Market resilience in the face of international turmoil, geopolitical tensions, and conflicts is well documented. The current situation confirms these historical trends. Aside from the initial hours following the Israeli attacks on Iran’s nuclear facilities, international markets have largely reacted with composure to the new developments in the Middle East, with rising energy prices being the primary concern.
Investors were keenly watching the first trading session of the week to gauge the impact of four days of intense missile strikes on market sentiment. Surprisingly, there was little to no reaction. Some analysts pointed to this as complacency and raised concerns about the associated risks.

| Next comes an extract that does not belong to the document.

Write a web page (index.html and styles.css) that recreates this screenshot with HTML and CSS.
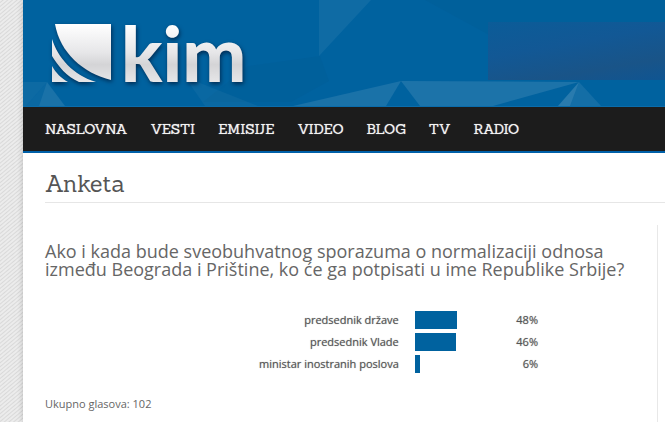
FILE: index.html
```html
<!DOCTYPE html>
<html lang="sr-Latn">
<head>
    <meta charset="UTF-8">
    <meta name="viewport" content="width=device-width, initial-scale=1.0">
    <title>Anketa - kim</title>
    <link rel="stylesheet" href="styles.css">
</head>
<body>
    <div class="page">
        <header class="header">
            <!-- Low poly background -->
            <svg class="header-bg" viewBox="0 0 642 106" preserveAspectRatio="xMinYMin slice" aria-hidden="true">
                <g fill="#004a7c" fill-opacity="0.1">
                    <polygon points="402,0 642,0 642,60 505,56"/>
                    <polygon points="225,66 297,56 306,81 268,102 180,102"/>
                </g>
                <g fill="#fff">
                    <polygon points="296,0 348,0 296,56" fill-opacity="0.06"/>
                    <polygon points="378,81 270,106 363,106" fill-opacity="0.1"/>
                    <polygon points="378,81 556,82 470,106 397,106" fill-opacity="0.11"/>
                    <polygon points="556,82 535,106 547,106" fill-opacity="0.16"/>
                    <polygon points="556,82 547,106 578,106" fill-opacity="0.08"/>
                    <polygon points="0,82 24,82 3,106 0,106" fill-opacity="0.05"/>
                    <polygon points="24,82 42,106 16,106" fill-opacity="0.1"/>
                    <polygon points="24,82 16,106 3,106" fill-opacity="0.04"/>
                    <polygon points="162,77 235,106 182,106" fill-opacity="0.04"/>
                </g>
            </svg>

            <a class="logo" href="#" aria-label="kim">
                <svg width="220" height="106" viewBox="0 -20 220 106">
                    <defs>
                        <linearGradient id="silver" gradientUnits="userSpaceOnUse" x1="0" y1="4" x2="0" y2="62">
                            <stop offset="0" stop-color="#fff"/>
                            <stop offset="0.5" stop-color="#e6e6e8"/>
                            <stop offset="0.7" stop-color="#d4d4d6"/>
                            <stop offset="1" stop-color="#e6e6e8"/>
                        </linearGradient>
                    </defs>
                    <g fill="url(#silver)">
                        <path d="M10 4H66V60C38 53 15 33 10 4Z"/>
                        <path d="M7 19C13 38 28 55 51 62H34C22 57 13 46 7 36Z"/>
                        <path d="M7 46C11 53 16 58 23 62H7Z"/>
                        <text class="logo-text" x="76" y="62">kim</text>
                    </g>
                </svg>
            </a>

            <div class="banner"></div>
        </header>

        <nav class="nav">
            <a href="#">NASLOVNA</a>
            <a href="#">VESTI</a>
            <a href="#">EMISIJE</a>
            <a href="#">VIDEO</a>
            <a href="#">BLOG</a>
            <a href="#">TV</a>
            <a href="#">RADIO</a>
        </nav>

        <h1 class="title">Anketa</h1>

        <div class="columns">
            <main class="poll">
                <h2 class="question">Ako i kada bude sveobuhvatnog sporazuma o normalizaciji odnosa između Beograda i Prištine, ko će ga potpisati u ime Republike Srbije?</h2>

                <table class="results">
                    <tr>
                        <th scope="row">predsednik države</th>
                        <td><div class="bar" style="width: 48%"></div></td>
                        <td class="percent">48%</td>
                    </tr>
                    <tr>
                        <th scope="row">predsednik Vlade</th>
                        <td><div class="bar" style="width: 46%"></div></td>
                        <td class="percent">46%</td>
                    </tr>
                    <tr>
                        <th scope="row">ministar inostranih poslova</th>
                        <td><div class="bar" style="width: 6%"></div></td>
                        <td class="percent">6%</td>
                    </tr>
                </table>

                <p class="total">Ukupno glasova: 102</p>
            </main>
            <aside class="sidebar"></aside>
        </div>
    </div>
</body>
</html>
```
FILE: styles.css
```css
* {
    box-sizing: border-box;
}

body {
    margin: 0;
    font-family: "Open Sans", "Noto Sans", sans-serif;
    font-size: 11px;
    color: #666;
    background: repeating-linear-gradient(140deg, #ececec 0, #ececec 1px, #d9d9d9 2px, #ececec 3px);
}

.page {
    display: flex;
    flex-direction: column;
    min-height: 100vh;
    margin-left: 23px;
    background: #fff;
    box-shadow: 0 0 6px rgba(0, 0, 0, 0.2);
}

/* Header */
.header {
    position: relative;
    display: flex;
    justify-content: space-between;
    align-items: flex-start;
    padding-left: 22px;
    background: #00629f;
    border-bottom: 1px solid #0a6cab;
}

.header-bg {
    position: absolute;
    top: 0;
    left: 0;
    width: 100%;
    height: 100%;
}

.logo {
    position: relative; /* Keep above the background */
}

.logo svg {
    display: block;
    filter: drop-shadow(1px 2px 2px rgba(0, 20, 50, 0.7));
}

.logo-text {
    font-family: Lato, sans-serif;
    font-size: 76px;
    font-weight: 900;
}

.banner {
    position: relative;
    width: 177px;
    height: 58px;
    margin-top: 22px;
    background: linear-gradient(170deg, #0b5c98, #125895 40%, #195488 75%, #0f5592);
}

/* Navigation */
.nav {
    display: flex;
    gap: 23px;
    padding: 0 22px;
    line-height: 44px;
    background: #1c1c1c;
    border-bottom: 2px solid #0060a8;
}

.nav a {
    font-family: Sanchez, "DejaVu Serif", serif;
    font-size: 14px;
    color: #f4f4f4;
    text-decoration: none;
    text-shadow: 0 0 1px #aaa;
}

.title {
    margin: 0 0 22px 22px;
    padding: 14px 0 2px;
    font-family: Sanchez, "DejaVu Serif", serif;
    font-size: 23px;
    font-weight: 400;
    line-height: 33px;
    color: #555;
    border-bottom: 1px solid #e6e6e6;
}

/* Poll */
.columns {
    display: flex;
    flex: 1;
}

.poll {
    flex: 1;
    padding: 17px 18px 8px 22px;
}

.sidebar {
    width: 8px;
    border-left: 1px solid #e8e8e8;
}

.question {
    margin: 0;
    font-size: 18px;
    font-weight: 400;
    line-height: 18px;
}

.results {
    width: 83%;
    margin: 31px 0 20px;
    table-layout: fixed;
    border-collapse: collapse;
    line-height: 18px;
    color: #555;
}

.results th,
.results td {
    padding: 2px 0;
    font-weight: 400;
    text-shadow: 0 0 1px #999;
}

.results th {
    width: 75%;
    padding-right: 16px;
    text-align: right;
}

.results td {
    width: 18%;
}

.results .percent {
    width: 7%;
    text-align: right;
}

.bar {
    height: 18px;
    background: #00629f;
}

.total {
    margin: 0;
    line-height: 18px;
}
```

However, shortly thereafter, reports from Western media indicating Iran’s willingness to discuss a ceasefire—echoed in a public statement by U.S. President Donald Trump—appeared to validate investors’ confidence, prompting them to buy stocks and oil at their lower prices.
This doesn’t imply that markets possess greater foresight than politicians regarding future developments. Rather, it shows that markets can react more swiftly. The conflict between the region’s dominant powers is devastating for both sides, yet it seems improbable that it will escalate further, as all parties recognize that an intensified conflict would serve no one’s interests. Even theories suggesting that certain entities may be attempting to reshape regional boundaries acknowledge the importance of maintaining balance, despite aggressive rhetoric calling for the enemy’s downfall.